On March 22, Global Affairs Canada (GAC) quietly updated its Frequently Asked Questions page about Canadian sanctions. The trade bar has regularly advocated for more guidance from GAC on Canadian sanctions laws over the last two years, especially on ambiguous provisions such as the deemed ownership provision, which can lead to different or uncertain interpretations. This lack of guidance exposes Canadian companies to risk and overcompliance, and is striking when compared to the much more robust guidance provided by the Office of Foreign Assets Control in the United States and Office of Financial Sanctions Implementation in the United Kingdom. 

The update adds four new sections to the FAQ guidance that discuss:

  • what happens when a person is designated, and contains broad information about what restrictions are imposed on sanctioned persons. 
  • when a prohibition takes effect.
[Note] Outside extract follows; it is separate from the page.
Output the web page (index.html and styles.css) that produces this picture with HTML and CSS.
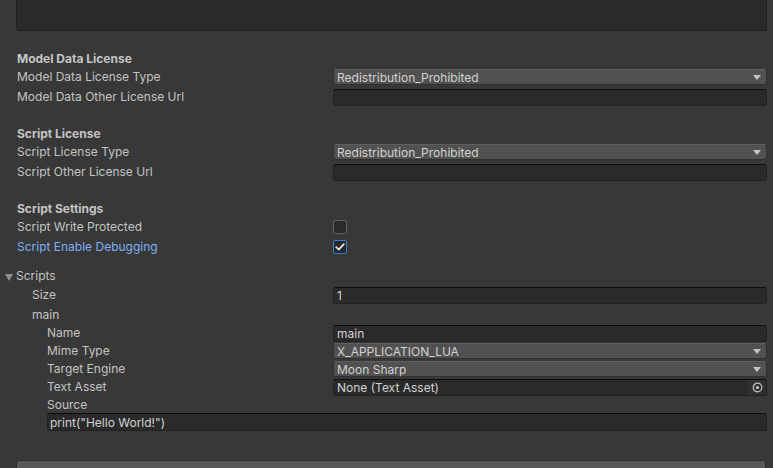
FILE: index.html
```html
<!DOCTYPE html>
<html>
<head>
<meta charset="utf-8">
<link rel="stylesheet" href="styles.css">
</head>
<body>
<div class="inspector">
  <div class="textarea"></div>

  <div class="section first">
    <div class="row header"><span class="label">Model Data License</span></div>
    <div class="row"><span class="label">Model Data License Type</span><div class="field dropdown"><span>Redistribution_Prohibited</span><i class="arrow"></i></div></div>
    <div class="row gap"><span class="label">Model Data Other License Url</span><div class="field text"></div></div>
  </div>

  <div class="section">
    <div class="row header"><span class="label">Script License</span></div>
    <div class="row"><span class="label">Script License Type</span><div class="field dropdown"><span>Redistribution_Prohibited</span><i class="arrow"></i></div></div>
    <div class="row gap"><span class="label">Script Other License Url</span><div class="field text"></div></div>
  </div>

  <div class="section">
    <div class="row header"><span class="label">Script Settings</span></div>
    <div class="row"><span class="label">Script Write Protected</span><div class="cbwrap"><span class="checkbox"></span></div></div>
    <div class="row gap"><span class="label blue">Script Enable Debugging</span><div class="cbwrap"><span class="checkbox checked"><svg width="10" height="8" viewBox="0 0 10 8"><path d="M1.2 4.2 L3.8 6.6 L8.8 1.2" fill="none" stroke="#e8e8e8" stroke-width="1.7" stroke-linecap="round" stroke-linejoin="round"/></svg></span></div></div>
  </div>

  <div class="scripts">
    <div class="row foldout"><span class="label"><i class="fold"></i>Scripts</span></div>
    <div class="row size"><span class="label ind1">Size</span><div class="field text"><span>1</span></div></div>
    <div class="row main"><span class="label ind1">main</span></div>
    <div class="row"><span class="label ind2">Name</span><div class="field text"><span>main</span></div></div>
    <div class="row"><span class="label ind2">Mime Type</span><div class="field dropdown"><span>X_APPLICATION_LUA</span><i class="arrow"></i></div></div>
    <div class="row"><span class="label ind2">Target Engine</span><div class="field dropdown"><span>Moon Sharp</span><i class="arrow"></i></div></div>
    <div class="row"><span class="label ind2">Text Asset</span><div class="field text object"><span>None (Text Asset)</span><i class="picker"><svg width="11" height="11" viewBox="0 0 11 11"><circle cx="5.5" cy="5.5" r="4.3" fill="none" stroke="#c4c4c4" stroke-width="1.2"/><circle cx="5.5" cy="5.5" r="1.6" fill="#c4c4c4"/></svg></i></div></div>
    <div class="row"><span class="label ind2">Source</span></div>
    <div class="source"><span>print("Hello World!")</span></div>
  </div>

  <div class="button"></div>
</div>
</body>
</html>
```

FILE: styles.css
```css
html, body {
  margin: 0;
  padding: 0;
  background: #383838;
  height: 100%;
  overflow: hidden;
}
body {
  font-family: Inter, "Noto Sans", sans-serif;
  font-size: 12px;
  color: #c4c4c4;
}
.inspector {
  padding: 0 6px 0 16px;
  display: flex;
  flex-direction: column;
}
.textarea {
  height: 30px;
  background: #2a2a2a;
  border: 1px solid #212121;
  border-top: none;
  border-radius: 0 0 3px 3px;
}
.section {
  display: flex;
  flex-direction: column;
  margin-top: 19px;
}
.row {
  display: flex;
  align-items: center;
  height: 18px;
}
.row.gap {
  margin-top: 2px;
}
.row.size {
  margin-top: 1px;
}
.row.main {
  margin-top: 2px;
}
.label {
  flex: 0 0 317px;
  box-sizing: border-box;
  padding-left: 1px;
  white-space: nowrap;
  line-height: 18px;
}
.header .label {
  font-weight: 700;
}
.label.blue {
  color: #7daff5;
}
.label.ind1 { padding-left: 16px; }
.label.ind2 { padding-left: 31px; }
.field {
  flex: 1;
  box-sizing: border-box;
  height: 17px;
  border-radius: 3px;
  display: flex;
  align-items: center;
  padding: 0 4px;
  white-space: nowrap;
  color: #d2d2d2;
}
.field.text {
  background: #2a2a2a;
  border: 1px solid #212121;
  border-top-color: #0d0d0d;
  padding: 0 3px;
}
.field.dropdown {
  height: 16px;
  background: #515151;
  border: 1px solid #303030;
  border-top-color: #5e5e5e;
  padding: 0 3px;
}
.field span { flex: 1; }
.arrow {
  width: 0;
  height: 0;
  border-left: 4px solid transparent;
  border-right: 4px solid transparent;
  border-top: 5px solid #c4c4c4;
  margin-right: 2px;
}
.field.object {
  padding-right: 0;
}
.picker {
  width: 18px;
  align-self: stretch;
  display: flex;
  align-items: center;
  justify-content: center;
  background: #303030;
  border-radius: 0 2px 2px 0;
}
.picker svg { display: block; }
.cbwrap {
  flex: 1;
  display: flex;
  align-items: center;
}
.checkbox {
  width: 14px;
  height: 14px;
  box-sizing: border-box;
  border: 1px solid #616161;
  background: #2a2a2a;
  border-radius: 2px;
  display: flex;
  align-items: center;
  justify-content: center;
  margin-top: -1px;
}
.checkbox.checked {
  border-color: #3a7ad0;
  background: #282828;
}
.checkbox svg { display: block; }
.scripts {
  display: flex;
  flex-direction: column;
  margin-top: 11px;
}
.fold {
  display: inline-block;
  width: 0;
  height: 0;
  border-left: 4px solid transparent;
  border-right: 4px solid transparent;
  border-top: 7px solid #8e8e8e;
  margin-left: -12px;
  margin-right: 3px;
  vertical-align: -1px;
}
.source {
  margin: -1px 0 0 31px;
  height: 18px;
  box-sizing: border-box;
  background: #2a2a2a;
  border: 1px solid #212121;
  border-top-color: #0d0d0d;
  border-radius: 3px;
  display: flex;
  align-items: center;
  padding: 0 2px;
  color: #d2d2d2;
}
.button {
  margin-top: 29px;
  height: 20px;
  background: #585858;
  border: 1px solid #2e2e2e;
  border-radius: 3px;
  margin-right: 1px;
}
```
Scenarios described in this section clarify that a company that entered into a contract with a sanctioned entity prior to that entity being sanctioned may accept goods from the sanctioned entity that were paid for prior to the sanctions being imposed, but may not pay for goods delivered prior to the sanctions being imposed where payment is due after the sanctions take effect. 
  • dealings with subsidiaries of designated companies. In 2023, the Canadian government implemented a broad and unclear “deemed ownership” rule. In the new FAQs, GAC has indicated a non-designated entity’s property is owned or controlled by a designated person where the sanctioned entity “is known to exercise considerable influence over its strategic decision-making” regardless of the sanctioned entity’s legal control over the non-designated entity. 
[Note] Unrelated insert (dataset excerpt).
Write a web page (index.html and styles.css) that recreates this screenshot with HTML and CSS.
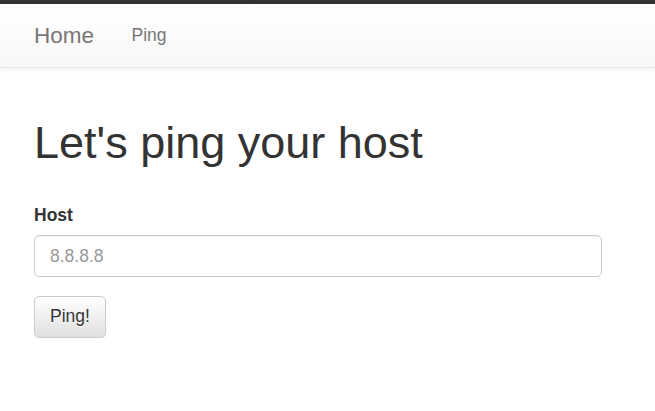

  • dealing with entities or third parties that themselves deal with designated persons. This section clarifies that dealings with third parties of any nationality or located in any jurisdiction that facilitate a transaction with a designated person is prohibited, regardless of whether the third party itself is subject to Canadian sanctions.
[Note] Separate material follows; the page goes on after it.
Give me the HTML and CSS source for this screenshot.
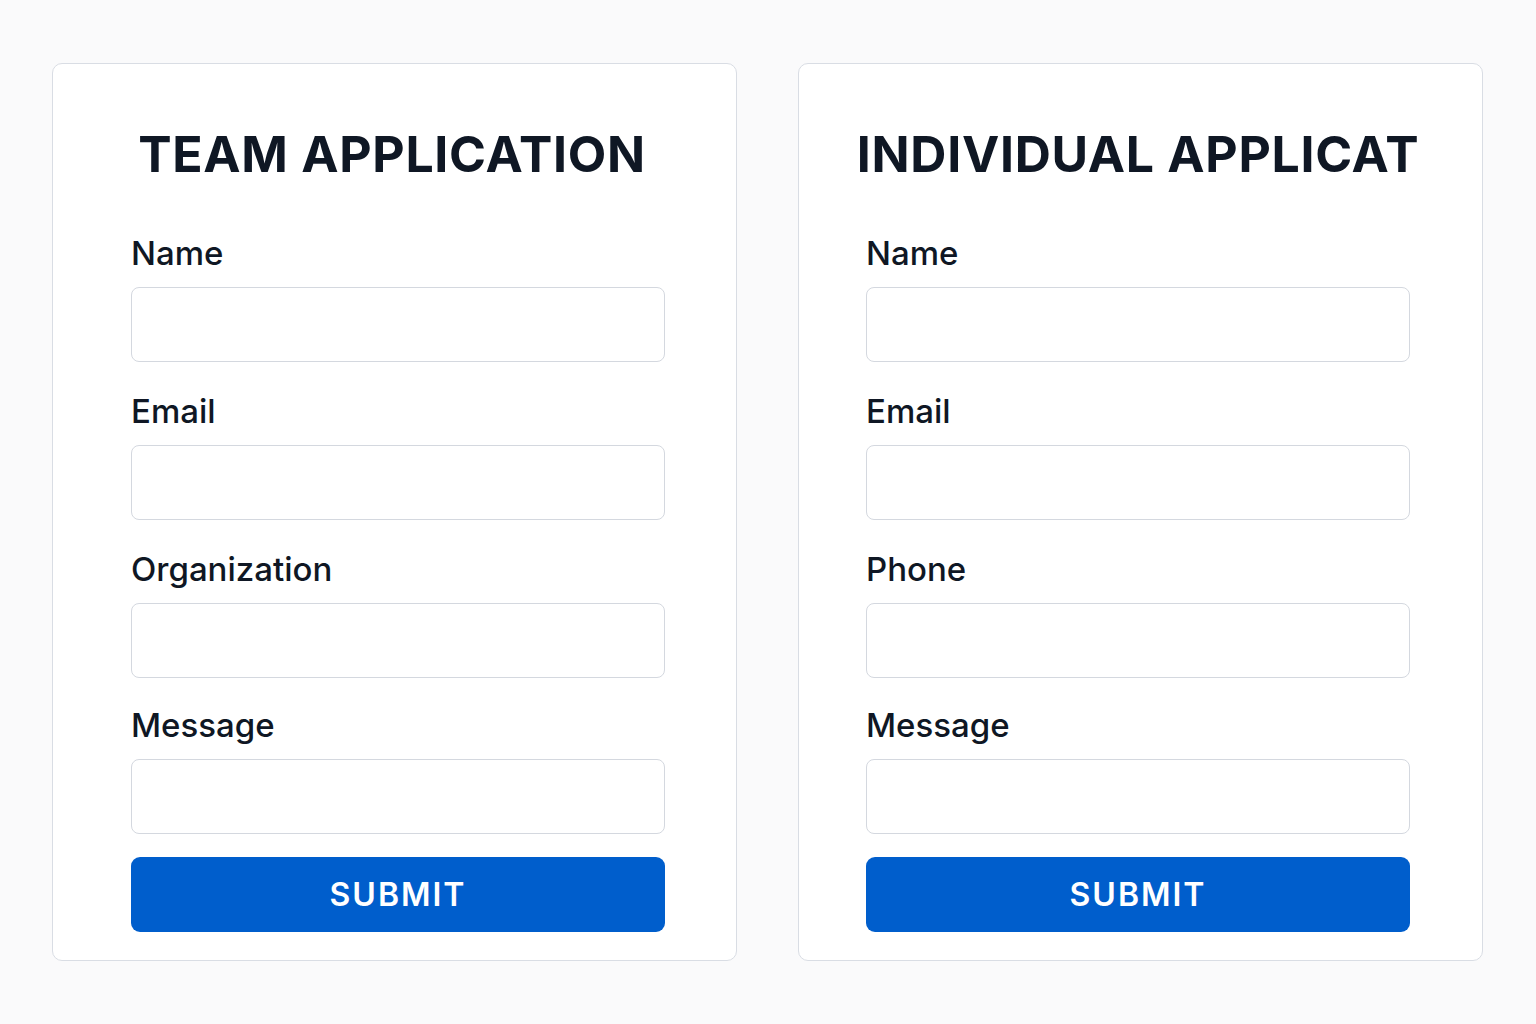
FILE: index.html
```html
<!DOCTYPE html>
<html lang="en">
<head>
<meta charset="utf-8">
<title>Applications</title>
<link rel="stylesheet" href="styles.css">
</head>
<body>
<main class="page">
  <section class="card card--team">
    <h1 class="card__title">TEAM APPLICATION</h1>
    <form class="form">
      <div class="field">
        <label class="field__label">Name</label>
        <input class="field__input" type="text">
      </div>
      <div class="field">
        <label class="field__label">Email</label>
        <input class="field__input" type="text">
      </div>
      <div class="field">
        <label class="field__label">Organization</label>
        <input class="field__input" type="text">
      </div>
      <div class="field">
        <label class="field__label">Message</label>
        <input class="field__input" type="text">
      </div>
      <button class="submit" type="button">SUBMIT</button>
    </form>
  </section>
  <section class="card card--individual">
    <h1 class="card__title">INDIVIDUAL APPLICAT</h1>
    <form class="form">
      <div class="field">
        <label class="field__label">Name</label>
        <input class="field__input" type="text">
      </div>
      <div class="field">
        <label class="field__label">Email</label>
        <input class="field__input" type="text">
      </div>
      <div class="field">
        <label class="field__label">Phone</label>
        <input class="field__input" type="text">
      </div>
      <div class="field">
        <label class="field__label">Message</label>
        <input class="field__input" type="text">
      </div>
      <button class="submit" type="button">SUBMIT</button>
    </form>
  </section>
</main>
</body>
</html>
```

FILE: styles.css
```css
* { box-sizing: border-box; }
html, body { margin: 0; padding: 0; }
body {
  background: #fafafb;
  font-family: Inter, "Liberation Sans", sans-serif;
  color: #0f1724;
}
.page {
  display: flex;
  gap: 61px;
  padding: 63px 53px 0 52px;
}
.card {
  width: 685px;
  height: 898px;
  background: #ffffff;
  border: 1px solid #d9dde4;
  border-radius: 10px;
  padding-top: 62px;
}
.card--team { padding-left: 78px; padding-right: 71px; }
.card--individual { padding-left: 67px; padding-right: 72px; }
.card__title {
  display: flex;
  justify-content: center;
  margin: 0 0 51px;
  font-size: 50px;
  line-height: 56px;
  font-weight: 700;
  letter-spacing: 0.7px;
  color: #0f1724;
  white-space: nowrap;
}
.card--team .card__title { margin-right: 12px; }
.form {
  display: flex;
  flex-direction: column;
}
.field {
  display: flex;
  flex-direction: column;
  margin-bottom: 29px;
}
.field:nth-child(3) { margin-bottom: 27px; }
.field:nth-child(4) { margin-bottom: 23px; }
.field__label {
  font-size: 33px;
  line-height: 40px;
  font-weight: 500;
  margin-bottom: 14px;
  color: #0f1724;
}
.field__input {
  height: 75px;
  border: 1px solid #d4d8df;
  border-radius: 8px;
  background: #fff;
  font: inherit;
}
.submit {
  height: 75px;
  border: none;
  border-radius: 9px;
  background: #005ecc;
  color: #ffffff;
  font-family: Inter, "Liberation Sans", sans-serif;
  font-size: 32px;
  font-weight: 600;
  letter-spacing: 2px;
}
```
The updated FAQs are not law, but they are indicative of GAC’s interpretation of sanctions. While the updated FAQs provide limited insight, they largely confirm GAC’s broad interpretation of the provisions. Most notably, GAC has taken the position that the facilitation offence provisions cover dealings with non-Canadian third parties that are themselves dealing with designated entities. That said, key ambiguities and questions remain, including on the deemed ownership provisions. Without further guidance, a conservative approach to the sanctions provisions is prudent.